I just finished two days of 10 braces of National Shoot to Retrieve Field Trial Association runs. I'm worn out and about $600 lighter in the wallet. I did have a good time and my two Brittanys, Cap and Ruby, did very well, although not well enough to place. I'm pleased with both of them, and I don't see any flaws that can't be fixed with some patient reminding in the training field at home. Here's the rub. I'm constantly reminded, and I've been doing this over 20 years, the transition from the field to NSTRA is not instantaneous. In fact, some dogs cannot make that transition.

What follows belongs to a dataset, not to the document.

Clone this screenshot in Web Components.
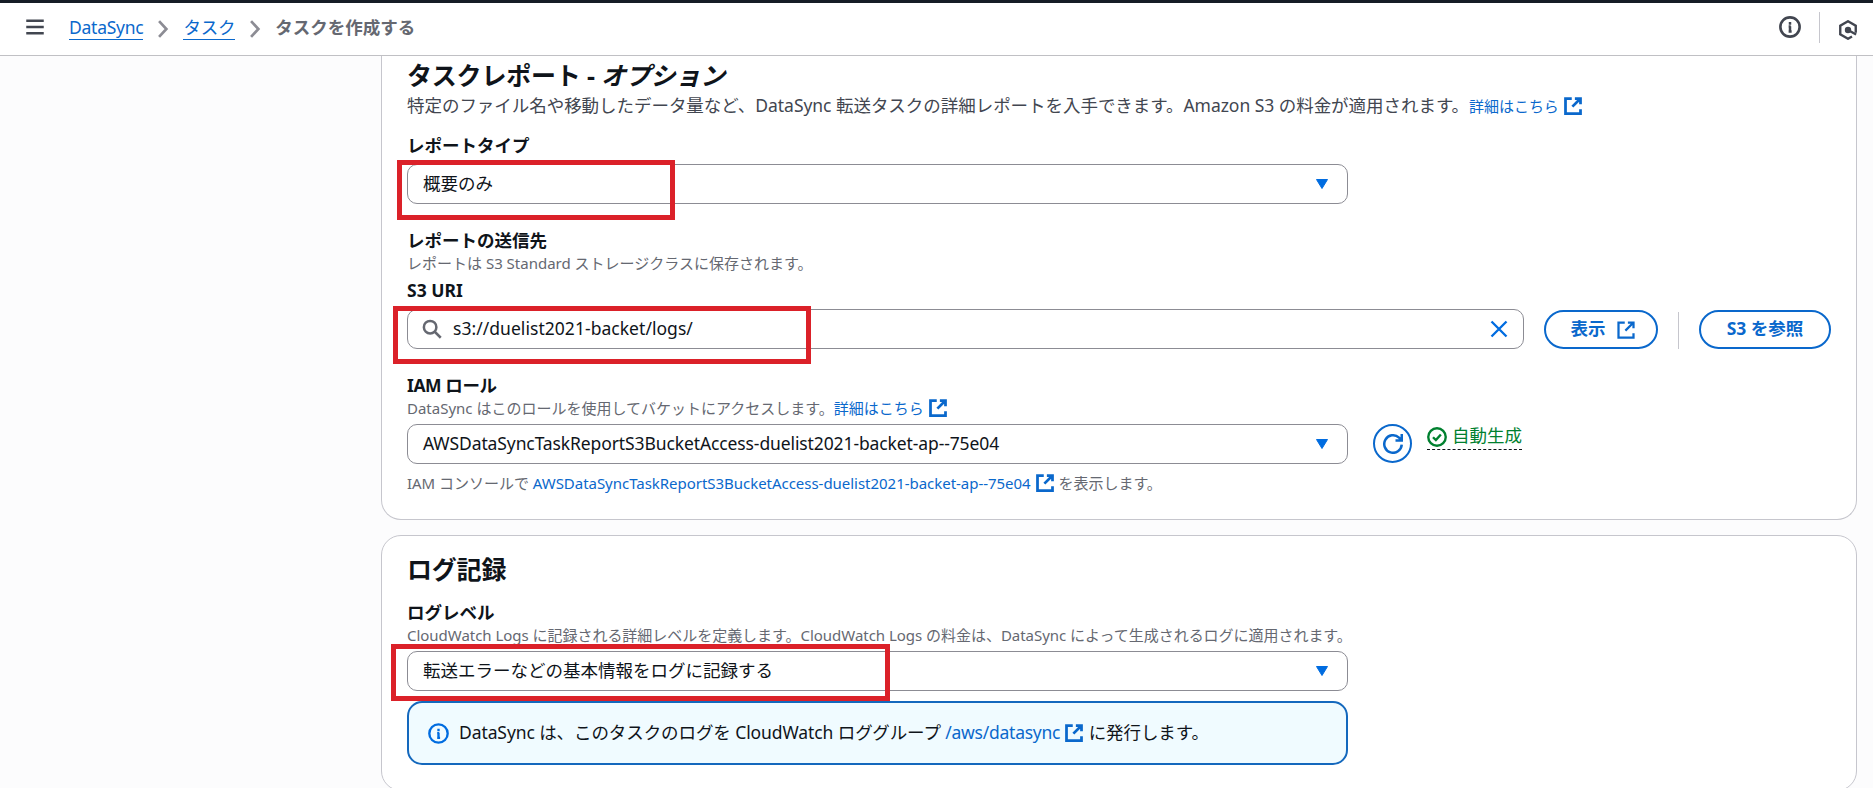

I can spot that problem early on and not expect that particular dog to perform at that level, but, by and large, I expect all my dogs to gain their championship in NSTRA. The dog shown below, Bo, had no problem at all and was great at both.
|Bo and Me Winning the 2001 Quail Unlimited National Championships- last bird, last brace, last day.|
I find myself asking, "Why am I here, waiting to run a 30 minute brace, when I could be in Idaho, or Montana, or North Dakota?" Then, I ask myself, "Why are any of these trialers here?" Obviously, the vast majority of them have jobs during the week that pay the bills, put kids through school and food on the table. I'm sure their spousal unit is much appreciative when payday rolls around and my brace-mate has managed to get to work on time throughout the week and not drive off in to the sunset in search of South Dakota pheasant or New Mexico Scaled Quail! So field trialing, AKC or NSTRA or UFTA or whatever, is a great way to play with your dog and still keep a foot in the modern world.
|Bo and Me sitting next to Coon Creek in AZ|
My wife made the comment to me the other day, "You are so happy in the pictures I see of you taken when you are hunting!". I never thought of it. I guess I am. How could one NOT be happy when the big decision of the day is where to open the dog box and which dog starts the day. The number two big decision is, Where do we eat lunch?